Package: inputenc 2015/03/17 v1.2c Input encoding file
\inpenc@prehook=\toks14
\inpenc@posthook=\toks15


Package inputenc Warning: inputenc package ignored with utf8 based engines.

But it is loaded after fontenc. It is not forbidden to use fontenc with xelatex. inputenc is loaded after it. Thus it should know that T1-encoded font slots are to be used. Why then doesn't it do the job of making these characters active and map them to the suitable \char xx slots ?

There is something escaping me here…

Notice that the code sample also uses babel+frenchb which adds automatic spacing. It seems not to have been perturbed from my making the characters active.

In order to explain more the issue, consider the following input:

\documentclass{article}

    \usepackage[T1]{fontenc}
    \usepackage[utf8]{inputenc}

\begin{document}

\showboxbreadth\maxdimen
\showboxdepth\maxdimen
\showoutput

«coucou»

\end{document}

It produces, if compiled with xelatex:

bad guillemets

The explanation is simple: the ascii chars « and » are in slots 171 and 187 respectively. Hence the corresponding glyphs from the T1 encoding are used, giving the result. inputenc does nothing, but it could have donc something akin to my code above.

...\hbox(6.63332+0.0)x345.0, glue set 290.00977fil
....\hbox(0.0+0.0)x15.0
....\T1/cmr/m/n/10 «
....\T1/cmr/m/n/10 c
....\T1/cmr/m/n/10 o
....\T1/cmr/m/n/10 u
....\T1/cmr/m/n/10 c
....\T1/cmr/m/n/10 o
....\T1/cmr/m/n/10 u
....\T1/cmr/m/n/10 »

Best Answer

inputenc is abandoned because it does absolutely nothing with XeTeX or LuaLaTeX. Better said, it would do bad!

See fontenc vs inputenc

Essentially, the task performed by inputenc is translating input characters into their LICR form. With an 8 bit engine, « is two byte long and inputenc is able to translate them into \guillemotleft and » into \guillemotright. But for doing so it must make some characters active. Which is exactly what you do later on, and inputenc is not instructed to do, because it's thought for an 8 bit engine.
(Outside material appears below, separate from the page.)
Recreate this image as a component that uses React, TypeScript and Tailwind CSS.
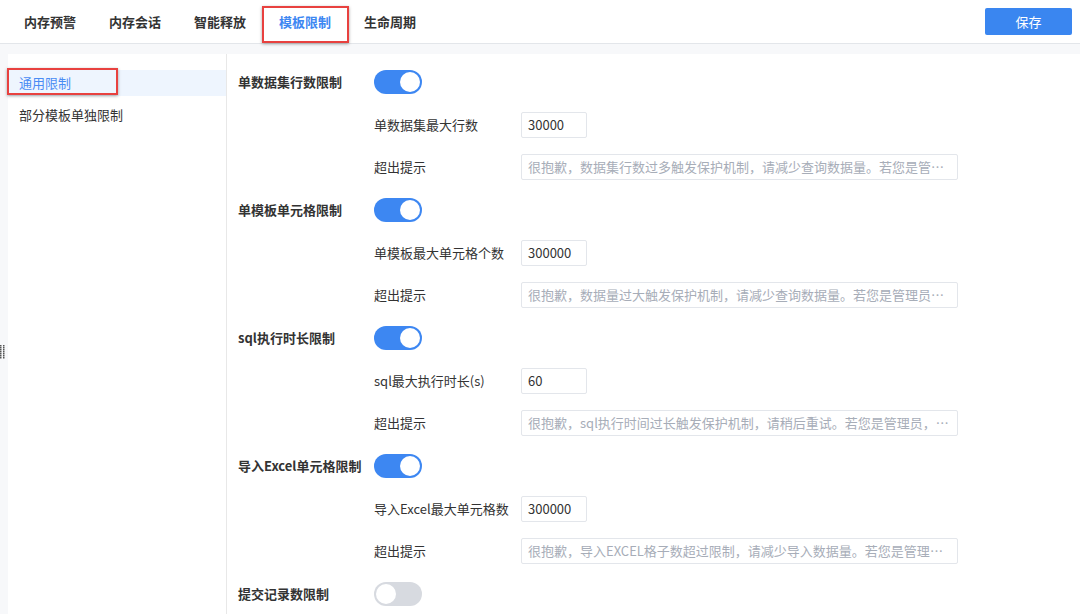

I added a friendlier interface with newunicodechar.

\documentclass[french]{article}

\usepackage[T1]{fontenc}
\usepackage{newunicodechar}

\newunicodechar{«}{\guillemotleft}
\newunicodechar{»}{\guillemotright}

\usepackage{newtxtext}

\usepackage{babel}
\frenchbsetup{og=«, fg=»}

\begin{document}

«coucou»

\end{document}

enter image description here

If your aim is to provide translations for the characters in t1enc.dfu, then you can use it in a different way.

\documentclass[french]{article}

\usepackage[T1]{fontenc}
\usepackage{newunicodechar}

\newcommand\DeclareUnicodeCharacter[2]{%
  \expandafter\newunicodechar\Uchar"#1{#2}%
}
\input{t1enc.dfu}

\usepackage{newtxtext}

\usepackage{babel}
\frenchbsetup{og=«, fg=»}

\begin{document}

«coucou»

\end{document}

A proof of concept for a package xeinputenc

\ProvidesPackage{xeinputenc}[2015/12/12]
\RequirePackage{newunicodechar}

\AtBeginDocument{\xeinputenc@process}

\newcommand{\xeinputenc@process}{%
  \begingroup
  \gdef\xeinputenc@list{}%
  \def\cdp@elt##1##2##3##4{%
    \g@addto@macro\xeinputenc@list{\lowercase{\xeinputenc@input{##1}}}%
  }%
  \cdp@list
  \aftergroup\xeinputenc@list
  \endgroup
}

\newcommand{\DeclareUnicodeCharacter}[2]{%
  \expandafter\newunicodechar\Uchar"#1{#2}%
}

\newcommand{\xeinputenc@input}[1]{%
  \InputIfFileExists
    {#1enc.dfu}
    {\wlog{... processing UTF-8 mapping file for font encoding #1}\catcode`\ 9\relax}%
    {\wlog{... no UTF-8 mapping file for font encoding #1}}%
}


\@onlypreamble\DeclareUnicodeCharacter
\@onlypreamble\xeinputenc@list
\@onlypreamble\xeinputenc@process
\@onlypreamble\xeinputenc@input
\endinput

Now your test document can be

\documentclass[french]{article}

\usepackage{xeinputenc}

\usepackage{newtxtext}

\usepackage{babel}
\frenchbsetup{og=«, fg=»}

\begin{document}

«coucou»

\end{document}

No explicit loading of fontenc is needed in this case, because this is already taken care of by newtxtext, but calls to it will be honored.